Professor David Karoly, a veteran climate scientist who worked closely with bureau staff while at the CSIRO Earth Systems and Climate Change Hub, says the politicisation of the climate change debate is still being felt inside the bureau.

He says scientists with profound knowledge of climate change impacts on Australia have been ordered not to speak to the media about the subject by senior management.

“My guess is that’s at least in part related to a risk-averse management style that began under the previous government,” Karoly adds.

The bureau is studying connections between climate change and extreme rainfall, extreme fire and extreme heatwaves, and its reports and studies predict further increases in extreme events, he says: “But for reasons that I don’t fully understand the Bureau of Meteorology management has wanted those risks to not be publicly described by bureau scientists.”

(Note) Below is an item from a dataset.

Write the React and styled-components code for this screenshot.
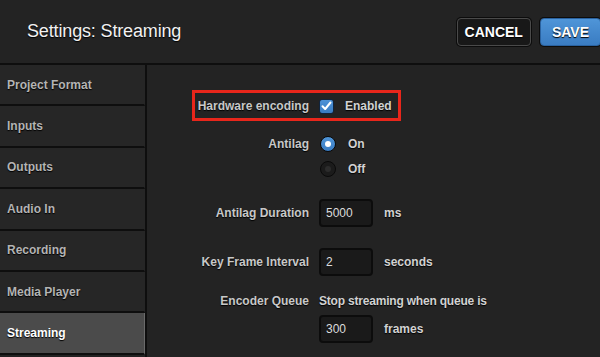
import styled, { createGlobalStyle } from 'styled-components'

const GlobalStyle = createGlobalStyle`
    html, body {
        margin: 0;
        padding: 0;
        background: #222;
    }
    body {
        font-family: "Liberation Sans", Arial, sans-serif;
    }
`

const menu = ['Project Format', 'Inputs', 'Outputs', 'Audio In', 'Recording', 'Media Player', 'Streaming']

function App() {
    return (
        <Page>
            <GlobalStyle />
            <Header>
                <Title>Settings: Streaming</Title>
                <ButtonBox>
                    <HeadButton>CANCEL</HeadButton>
                    <HeadButton $primary>SAVE</HeadButton>
                </ButtonBox>
            </Header>
            <Body>
                <Sidebar>
                    {menu.map((item) => (
                        <MenuItem key={item} $active={item === 'Streaming'}>{item}</MenuItem>
                    ))}
                </Sidebar>
                <Content>
                    <Row $top={27}>
                        <Highlight />
                        <Label>Hardware encoding</Label>
                        <Check>
                            <svg width="11" height="10" viewBox="0 0 11 10">
                                <path d="M1.5 5.2 L4.2 8 L9.5 1.5" fill="none" stroke="#fff" strokeWidth="2" strokeLinecap="round" strokeLinejoin="round" />
                            </svg>
                        </Check>
                        <Text>Enabled</Text>
                    </Row>
                    <Row $top={14} $h={20}>
                        <Label>Antilag</Label>
                        <Radio $on />
                        <Text>On</Text>
                    </Row>
                    <Row $top={5} $h={20}>
                        <Label />
                        <Radio />
                        <Text>Off</Text>
                    </Row>
                    <Row $top={20}>
                        <Label>Antilag Duration</Label>
                        <Input>5000</Input>
                        <Text>ms</Text>
                    </Row>
                    <Row $top={21}>
                        <Label>Key Frame Interval</Label>
                        <Input>2</Input>
                        <Text>seconds</Text>
                    </Row>
                    <Row $top={17} $h={16}>
                        <Label>Encoder Queue</Label>
                        <Text $tight>Stop streaming when queue is</Text>
                    </Row>
                    <Row $top={6}>
                        <Label />
                        <Input>300</Input>
                        <Text>frames</Text>
                    </Row>
                </Content>
            </Body>
        </Page>
    )
}

const Page = styled.div`
    width: 600px;
    height: 357px;
    overflow: hidden;
    background: #222;
    display: flex;
    flex-direction: column;
`

const Header = styled.div`
    height: 63px;
    flex-shrink: 0;
    border-bottom: 2px solid #0e0e0e;
    display: flex;
    align-items: center;
    justify-content: space-between;
    padding-left: 27px;
    background: #232323;
`

const Title = styled.h1`
    margin: 0;
    font-size: 18px;
    font-weight: normal;
    color: #f2f2f2;
    text-shadow: 0 1px 1px #000;
    letter-spacing: -0.15px;
`

const ButtonBox = styled.div`
    display: flex;
    gap: 9px;
    margin-right: -1px;
`

const HeadButton = styled.button`
    height: 28px;
    padding: 0 ${props => props.$primary ? '11px' : '7px'};
    font-family: inherit;
    font-size: 14px;
    font-weight: bold;
    color: #fff;
    text-shadow: 0 1px 1px #000;
    border-radius: 4px;
    border: 1px solid ${props => props.$primary ? '#2a62a0' : '#4a4a4a'};
    background: ${props => props.$primary ? 'linear-gradient(#4f95d8, #3a7cc2)' : '#181818'};
    box-shadow: 0 0 0 1px #0c0c0c;
`

const Body = styled.div`
    flex: 1;
    display: flex;
    min-height: 0;
`

const Sidebar = styled.div`
    width: 145px;
    flex-shrink: 0;
    border-right: 2px solid #0e0e0e;
    display: flex;
    flex-direction: column;
`

const MenuItem = styled.div`
    height: 39.4px;
    flex-shrink: 0;
    border-bottom: 2px solid #0e0e0e;
    box-sizing: content-box;
    display: flex;
    align-items: center;
    padding-left: 7px;
    font-size: 12px;
    font-weight: bold;
    color: ${props => props.$active ? '#fff' : '#b4b4b4'};
    text-shadow: 0 1px 1px #000;
    background: ${props => props.$active ? '#4b4b4b' : '#262626'};
    border-right: 1px solid ${props => props.$active ? '#6a6a6a' : '#262626'};
`

const Content = styled.div`
    flex: 1;
    background: #232323;
    display: flex;
    flex-direction: column;
`

const Row = styled.div`
    position: relative;
    height: ${props => props.$h || 28}px;
    margin-top: ${props => props.$top}px;
    display: flex;
    align-items: center;
    gap: 10px;
    flex-shrink: 0;
`

const Highlight = styled.span`
    position: absolute;
    left: 45px;
    top: -2px;
    width: 209px;
    height: 31px;
    box-sizing: border-box;
    border: 3px solid #e8261b;
    pointer-events: none;
`

const Label = styled.div`
    width: 162px;
    flex-shrink: 0;
    text-align: right;
    font-size: 12px;
    font-weight: bold;
    color: #c8c8c8;
    text-shadow: 0 1px 1px #000;
`

const Text = styled.span`
    font-size: 12px;
    font-weight: bold;
    color: #d2d2d2;
    text-shadow: 0 1px 1px #000;
    letter-spacing: ${props => props.$tight ? '-0.2px' : '0'};
`

const Check = styled.span`
    width: 15px;
    height: 15px;
    box-sizing: border-box;
    border-radius: 3px;
    border: 1px solid #10243d;
    background: linear-gradient(#4d92d6, #3a7cc2);
    display: flex;
    align-items: center;
    justify-content: center;
    margin-right: 1px;
`

const Radio = styled.span`
    width: 16px;
    height: 16px;
    box-sizing: border-box;
    border-radius: 50%;
    border: 1px solid #0a0a0a;
    background: ${props => props.$on ? 'linear-gradient(#4f95d8, #3a7cc2)' : '#1b1b1b'};
    display: flex;
    align-items: center;
    justify-content: center;
    margin-left: 1px;
    margin-right: 2px;
    &::after {
        content: '';
        width: 6px;
        height: 6px;
        border-radius: 50%;
        background: ${props => props.$on ? '#fff' : '#2c2c2c'};
    }
`

const Input = styled.div`
    width: 54px;
    height: 28px;
    box-sizing: border-box;
    border: 2px solid #0c0c0c;
    border-radius: 4px;
    background: #1a1a1a;
    display: flex;
    align-items: center;
    padding-left: 5px;
    font-size: 12px;
    color: #dcdcdc;
    margin-right: 1px;
`

export default App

Silencing its own experts was a disservice to the nation and has battered morale within the organisation, he says.

A former staff member, who asked not to be named, said every request from the media to speak with meteorologists has to be thoroughly vetted and approved at such senior levels that the release of critical information is often delayed.

“We are a public service, and we believe in serving the public, and we were prevented from doing that,” the source said.

A bureau spokesman said their “extensive findings and statements on climate change are publicly available, and this work informs the economic, environmental and social decisions of governments, industries and communities”.

“Work relating to climate change occurs in nearly every part of the bureau,” he added.